Moreover, whilst comics companies all seem to have given up the ghost, in this country at least, old-school prose publishers and the newborn graphic novel industry have evolved to fill their vacated niche.

With a less volatile business model and far more sustainable long-term goals, book sellers have prospered from magazine makers’ surrender, and there have never been so many and varied cartoon and comics chronicles, compilations and tomes for readers to enjoy.

Happily at long last many of the serials and series in The Phoenix have finally joined that growing market, having been superbly repackaged as graphic albums with the first two debuting in July 2014.

Both have already been selected for The Reading Agency’s prestigious Summer Reading Challenge (which begins on 12th July): the first comic-books ever to have featured on a Summer Reading Challenge list.

The one we’re looking at today is The Phoenix Presents… Von Doogan and the Curse of the Golden Monkey: a dazzling display of cartoon virtuosity and brain-bursting comic challenges composed by Lorenzo Etherington, originally seen as captivating, addictively challenging weekly instalments of The Dangerous Adventures of Von Doogan.

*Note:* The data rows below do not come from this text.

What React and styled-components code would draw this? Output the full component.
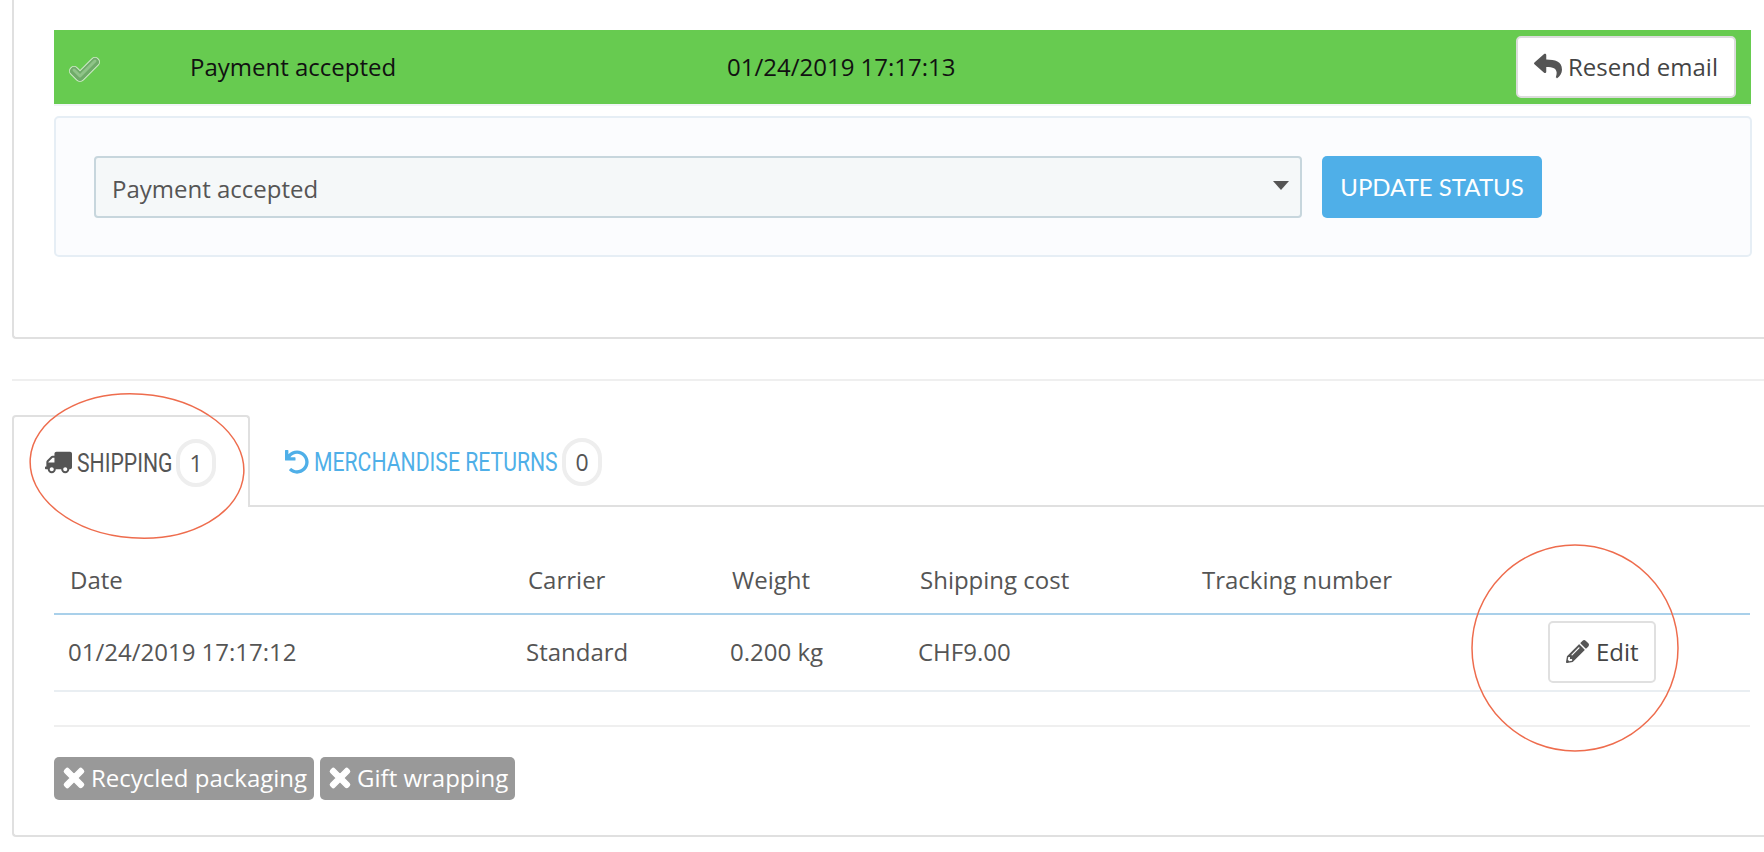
import React from 'react'
import styled, { createGlobalStyle } from 'styled-components'
import { FaReply, FaTruck, FaUndo, FaPencilAlt, FaTimes } from 'react-icons/fa'

const GlobalStyle = createGlobalStyle`
  html, body {
    margin: 0;
    background: #fff;
    color: #555;
    font-family: "Open Sans", "Noto Sans", sans-serif;
    font-size: 24px;
  }
`

const Page = styled.div`
  position: relative;
  width: 1764px;
  height: 852px;
  overflow: hidden;
  padding-left: 12px;
  box-sizing: border-box;
`

const TopCard = styled.section`
  box-sizing: border-box;
  height: 339px;
  padding: 30px 12px 0 40px;
  border-left: 2px solid #e0e0e0;
  border-bottom: 2px solid #e0e0e0;
  border-bottom-left-radius: 4px;
`

const StatusRow = styled.div`
  display: flex;
  align-items: center;
  box-sizing: border-box;
  height: 74px;
  margin-right: 1px;
  padding-bottom: 2px;
  background: #67cb50;
  color: #111;
  box-shadow: 0 2px 0 #f2f5f7;
`

const CheckCell = styled.div`
  display: flex;
  width: 136px;
  padding: 8px 0 0 13px;
  box-sizing: border-box;
`

const StatusName = styled.div`
  width: 537px;
`

const StatusDate = styled.div`
  flex: 1;
`

const ResendButton = styled.button`
  display: flex;
  align-items: center;
  gap: 6px;
  height: 62px;
  margin: 2px 15px 0 0;
  padding: 0 16px 2px;
  background: #fff;
  border: 2px solid #dcdcdc;
  border-radius: 5px;
  color: #444;
  font: inherit;
`

const StatusPanel = styled.div`
  display: flex;
  gap: 20px;
  box-sizing: border-box;
  height: 141px;
  margin-top: 12px;
  padding: 38px 0 0 38px;
  background: #fbfcfe;
  border: 2px solid #e6eef5;
  border-radius: 5px;
`

const SelectBox = styled.div`
  display: flex;
  align-items: center;
  justify-content: space-between;
  box-sizing: border-box;
  width: 1208px;
  height: 62px;
  padding: 3px 11px 0 16px;
  background: #f5f8f9;
  border: 2px solid #c7d6dd;
  border-radius: 4px;
  color: #555;
`

const Caret = styled.span`
  width: 0;
  height: 0;
  margin-bottom: 6px;
  border-left: 8px solid transparent;
  border-right: 8px solid transparent;
  border-top: 9px solid #555;
`

const UpdateButton = styled.button`
  width: 220px;
  height: 62px;
  padding-bottom: 2px;
  background: #4fafe8;
  border: 0;
  border-radius: 5px;
  color: #fff;
  font-family: "Lato", sans-serif;
  font-size: 24px;
  font-weight: 400;
`

const Divider = styled.hr`
  height: 2px;
  margin: 40px 0 0;
  background: #efefef;
  border: 0;
`

const TabBar = styled.div`
  display: flex;
  height: 92px;
  margin-top: 34px;
`

const Tab = styled.div`
  display: flex;
  align-items: center;
  box-sizing: border-box;
  gap: 5px;
  width: ${p => p.$width}px;
  padding: ${p => (p.$active ? 1 : 3)}px 0 0 ${p => p.$pad}px;
  color: ${p => (p.$active ? '#555' : '#4fafe8')};
  border: ${p => (p.$active ? '2px solid #e0e0e0' : '0')};
  border-bottom: ${p => (p.$active ? '0' : '2px solid #e0e0e0')};
  border-radius: ${p => (p.$active ? '4px 4px 0 0' : '0')};
  flex: ${p => (p.$active ? 'none' : 1)};
`

// no condensed face installed, so the label is squeezed into its box
const TabLabel = styled.span`
  display: inline-block;
  width: ${p => p.$width}px;
  font-family: "Roboto", sans-serif;
  font-size: 26px;
  white-space: nowrap;
  transform: scaleX(0.815);
  transform-origin: left center;
`

const Count = styled.span`
  display: flex;
  align-items: center;
  justify-content: center;
  box-sizing: border-box;
  width: 40px;
  height: 48px;
  border: 4px solid #eee;
  border-radius: 20px;
  color: #555;
  font-family: "Open Sans", sans-serif;
  font-size: 23px;
`

const BottomCard = styled.section`
  box-sizing: border-box;
  height: 330px;
  padding: 0 14px 0 40px;
  border-left: 2px solid #e0e0e0;
  border-bottom: 2px solid #e0e0e0;
  border-bottom-left-radius: 4px;
`

const ShippingTable = styled.table`
  width: 1696px;
  table-layout: fixed;
  border-collapse: collapse;
`

const HeadCell = styled.th`
  height: 107px;
  padding: 38px 0 0 16px;
  box-sizing: border-box;
  border-bottom: 2px solid #a9d0ea;
  font-weight: 400;
  text-align: left;
`

const BodyCell = styled.td`
  height: 77px;
  padding: 0 0 2px 14px;
  box-sizing: border-box;
  border-bottom: 2px solid #e9eef2;
`

const EditButton = styled.button`
  display: flex;
  align-items: center;
  gap: 7px;
  width: 108px;
  height: 62px;
  margin-left: 34px;
  padding: 0 0 0 16px;
  background: #fff;
  border: 2px solid #e0e0e0;
  border-radius: 5px;
  color: #444;
  font: inherit;
`

const Rule = styled.div`
  height: 2px;
  margin: 33px 0 0;
  width: 1696px;
  background: #efefef;
`

const TagRow = styled.div`
  display: flex;
  gap: 6px;
  margin-top: 30px;
`

const Tag = styled.span`
  display: flex;
  align-items: center;
  gap: 3px;
  height: 43px;
  padding: 0 7px 2px 6px;
  box-sizing: border-box;
  background: #999;
  border-radius: 5px;
  color: #fff;

  svg {
    stroke: #fff;
    stroke-width: 24;
  }
`

const Annotation = styled.svg`
  position: absolute;
  left: 0;
  top: 0;
  pointer-events: none;
`

const columns = [458, 204, 188, 282, 314, 250]

export default function App() {
  return (
    <Page>
      <GlobalStyle />
      <TopCard>
        <StatusRow>
          <CheckCell>
            <svg width="34" height="30" viewBox="0 0 34 30" fill="none" strokeLinejoin="round" strokeLinecap="round">
              <path d="M7 16l6 6L28 7" stroke="#cfe8c8" strokeWidth="10" />
              <path d="M7 16l6 6L28 7" stroke="#6fab69" strokeWidth="8" />
              <path d="M7 15l6 6L28 6" stroke="#8fc488" strokeWidth="3" />
            </svg>
          </CheckCell>
          <StatusName>Payment accepted</StatusName>
          <StatusDate>01/24/2019 17:17:13</StatusDate>
          <ResendButton>
            <FaReply size={28} color="#555" />
            Resend email
          </ResendButton>
        </StatusRow>
        <StatusPanel>
          <SelectBox>
            Payment accepted
            <Caret />
          </SelectBox>
          <UpdateButton>UPDATE STATUS</UpdateButton>
        </StatusPanel>
      </TopCard>
      <Divider />
      <TabBar>
        <Tab $active $width={238} $pad={31}>
          <FaTruck size={27} style={{ transform: 'scaleX(-1)' }} />
          <TabLabel $width={94}>SHIPPING</TabLabel>
          <Count>1</Count>
        </Tab>
        <Tab $pad={35}>
          <FaUndo size={24} />
          <TabLabel $width={243}>MERCHANDISE RETURNS</TabLabel>
          <Count>0</Count>
        </Tab>
      </TabBar>
      <BottomCard>
        <ShippingTable>
          <colgroup>
            {columns.map((w, i) => <col key={i} width={w} />)}
          </colgroup>
          <thead>
            <tr>
              <HeadCell>Date</HeadCell>
              <HeadCell>Carrier</HeadCell>
              <HeadCell>Weight</HeadCell>
              <HeadCell>Shipping cost</HeadCell>
              <HeadCell>Tracking number</HeadCell>
              <HeadCell />
            </tr>
          </thead>
          <tbody>
            <tr>
              <BodyCell>01/24/2019 17:17:12</BodyCell>
              <BodyCell>Standard</BodyCell>
              <BodyCell>0.200 kg</BodyCell>
              <BodyCell>CHF9.00</BodyCell>
              <BodyCell />
              <BodyCell>
                <EditButton>
                  <FaPencilAlt size={23} color="#555" />
                  Edit
                </EditButton>
              </BodyCell>
            </tr>
          </tbody>
        </ShippingTable>
        <Rule />
        <TagRow>
          <Tag><FaTimes size={28} />Recycled packaging</Tag>
          <Tag><FaTimes size={28} />Gift wrapping</Tag>
        </TagRow>
      </BottomCard>
      <Annotation width="1764" height="852" fill="none" stroke="#ee6c4d" strokeWidth="1.5">
        <ellipse cx="137" cy="466" rx="107" ry="72" transform="rotate(4 137 466)" />
        <ellipse cx="1575" cy="648" rx="103" ry="103" />
      </Annotation>
    </Page>
  )
}
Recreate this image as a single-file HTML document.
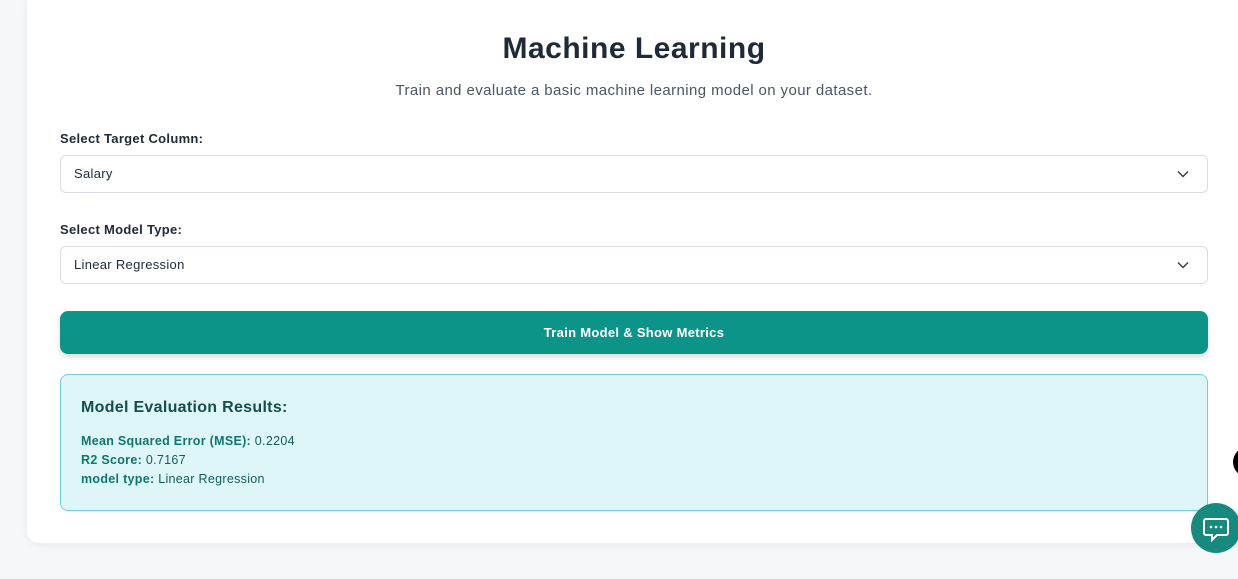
<!DOCTYPE html>
<html><head><meta charset="utf-8"><style>
*{box-sizing:border-box;margin:0;padding:0}
body{width:1238px;height:579px;overflow:hidden;background:#f6f7f9;font-family:"Liberation Sans",sans-serif;position:relative}
.card{position:absolute;left:27px;top:-10px;width:1240px;height:553px;background:#fff;border-radius:12px;box-shadow:0 2px 8px rgba(0,0,0,.06)}
h1{position:absolute;left:0;width:1268px;top:32px;text-align:center;font-size:30px;font-weight:bold;color:#1f2937;letter-spacing:0.5px}
.sub{position:absolute;left:0;width:1268px;top:82px;text-align:center;font-size:15px;color:#4b5563;letter-spacing:0.4px}
.lbl{position:absolute;left:60px;font-size:13px;font-weight:bold;color:#1f2937;letter-spacing:0.3px}
.sel{position:absolute;left:60px;width:1148px;height:38px;border:1px solid #d9dde3;border-radius:6px;font-size:13px;color:#1f2937;padding:10px 13px;letter-spacing:0.3px}
.sel svg{position:absolute;right:18px;top:14px}
.btn{position:absolute;left:60px;top:311px;width:1148px;height:43px;background:#0d9488;border-radius:8px;color:#fff;font-weight:bold;font-size:13px;text-align:center;line-height:43px;box-shadow:0 3px 6px rgba(0,0,0,.15);letter-spacing:0.3px}
.res{position:absolute;left:60px;top:374px;width:1148px;height:137px;background:#dff6f9;border:1px solid #67d3dd;border-radius:8px;color:#115e59}
.res h2{position:absolute;left:20px;top:24px;font-size:16px;font-weight:bold;color:#134e4a;letter-spacing:0.3px}
.res p{position:absolute;left:20px;font-size:12.5px;color:#115e59;letter-spacing:0.3px}
.res b{color:#0f766e}
.chat{position:absolute;left:1191px;top:503px;width:50px;height:50px;border-radius:50%;background:#168a7e}
.blk{position:absolute;left:1233px;top:447px;width:30px;height:30px;border-radius:50%;background:#000}
</style></head><body>
<div class="card"></div>
<h1>Machine Learning</h1>
<div class="sub">Train and evaluate a basic machine learning model on your dataset.</div>
<div class="lbl" style="top:131px">Select Target Column:</div>
<div class="sel" style="top:155px">Salary<svg width="12" height="8" viewBox="0 0 12 8"><path d="M1 1.5l5 5 5-5" fill="none" stroke="#374151" stroke-width="1.5"/></svg></div>
<div class="lbl" style="top:222px">Select Model Type:</div>
<div class="sel" style="top:246px">Linear Regression<svg width="12" height="8" viewBox="0 0 12 8"><path d="M1 1.5l5 5 5-5" fill="none" stroke="#374151" stroke-width="1.5"/></svg></div>
<div class="btn">Train Model &amp; Show Metrics</div>
<div class="res">
<h2>Model Evaluation Results:</h2>
<p style="top:59px"><b>Mean Squared Error (MSE):</b> 0.2204</p>
<p style="top:78px"><b>R2 Score:</b> 0.7167</p>
<p style="top:97px"><b>model type:</b> Linear Regression</p>
</div>
<div class="blk"></div>
<div class="chat"><svg width="50" height="50" viewBox="0 0 50 50"><path d="M15 16h20a2 2 0 0 1 2 2v12a2 2 0 0 1-2 2h-9l-5 5v-5h-6a2 2 0 0 1-2-2V18a2 2 0 0 1 2-2z" fill="none" stroke="#fff" stroke-width="2"/><circle cx="20" cy="24" r="1.3" fill="#fff"/><circle cx="25" cy="24" r="1.3" fill="#fff"/><circle cx="30" cy="24" r="1.3" fill="#fff"/></svg></div>
</body></html>
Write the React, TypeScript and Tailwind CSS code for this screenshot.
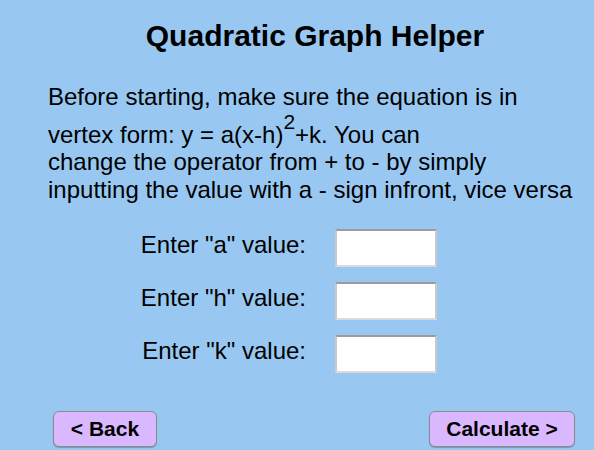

The serialcombines captivating cartoon narrative with observational tests, logic puzzles and other kids’ favourite brain-teasers, craftily taking readers and participants on a magnificently constructed progressive voyage of adventure and discovery in 37 clue, game, maze and mystery-packed episodes.

Von Doogan and his partner in peril Jake Wingnut are brilliant and intrepid young explorers with a keen sense of justice and an insatiable thirst for action who here tackle all manner of conundra and – with your help – track down a band of pirate cutthroats, battle a magical monster and rescue a fantastic treasure from obscurity by solving such imposing posers as ‘The Nine Locks’, ‘The Telltale Cell’, ‘A Knotty Problem’ and ‘Finding Captain Nemo’ …

Naturally we aren’t all as smart as Von Doogan or a six-year old so this spectacular colourful cornucopia comes with a page explaining ‘How the Book Works’, an ‘Equipment Checklist’ and a fulsome secret section giving extra help with ‘The Clues’ and thankfully ‘The Solutions’.

There’s even a free printable download page providing your own handy dandy copy of ‘Doogan’s Danger Kit’ to stop you cutting up the one in this mesmerising manuscript of mystery.

Story! Games! Action! …and all there in the irresistible shape of entertaining pictures. How much cooler can a book get?
Text and illustrations © Lorenzo Etherington 2014. All rights reserved.

The Reading Agency is a charity whose mission is to give everyone an equal chance in life by helping people become confident and enthusiastic readers. The Summer Reading Challenge encourages children aged 4 to 11 to read six books during the long summer holiday.

Children can read whatever they like just as long as they are borrowed from the library. Every time children finish a book they get stickers and rewards and there’s a certificate for everyone who finishes. The Summer Reading Challenge is open to all school children and is designed for all reading abilities.